Cafe owner: I will 'go out of business overnight' if forced to pay $15 wage

SEATTLE -- I-Miun Liu opened his Seattle coffee shop, Eastern Cafe, 10 months ago -- just as the push started in the city to raise the minimum wage to $15 an hour.

"This is kind of my passion, to create spaces in the community, and work with people and customers," Liu said Thursday.

He took out loans and maxed out his credit cards to open the cafe. But his business model never included raising wages to $15 an hour.

"Our daily payroll would be higher than what we bring in in daily sales," said Liu. "We’d literally go out of business overnight."
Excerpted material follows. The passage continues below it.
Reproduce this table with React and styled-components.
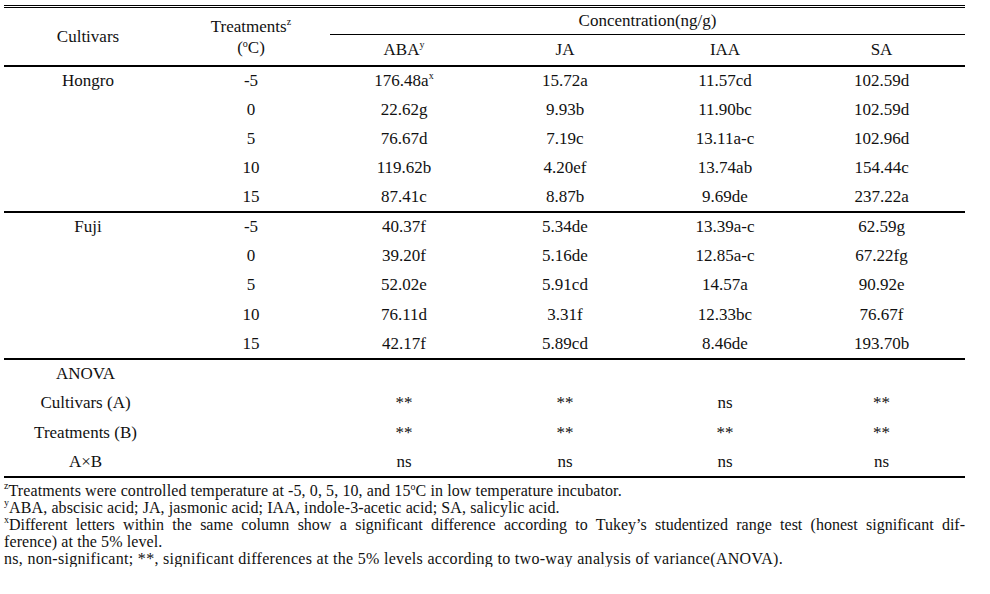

Seattle Mayor Ed Murray doesn't have a finished plan for implementing $15 an hour, but expects minimum wage increases to be phased in for small businesses. Even if the increase is phased in, Liu will have to raise prices, and may still go out of business.

Many restaurant owners in the area said it’s inevitable that menu prices will go up with the minimum wage increase.

Supporters of $15 an hour say it's needed to give workers around the city a livable wage. They also argue that the wage increases will give a larger population more money to spend at places like cafes.

"If the minimum was increased for everybody, you would see an increase in people going out and spending more money," said Hanna Beaton, a bartender in Seattle. "Restaurant sales would also increase."

Liu believes the profit margins are just too slim. He's considering taking his passion out of Seattle and opening a café in another city such as Renton or Bellevue.

"I don’t take a paycheck from here at all," he said, "and we’re barely making it."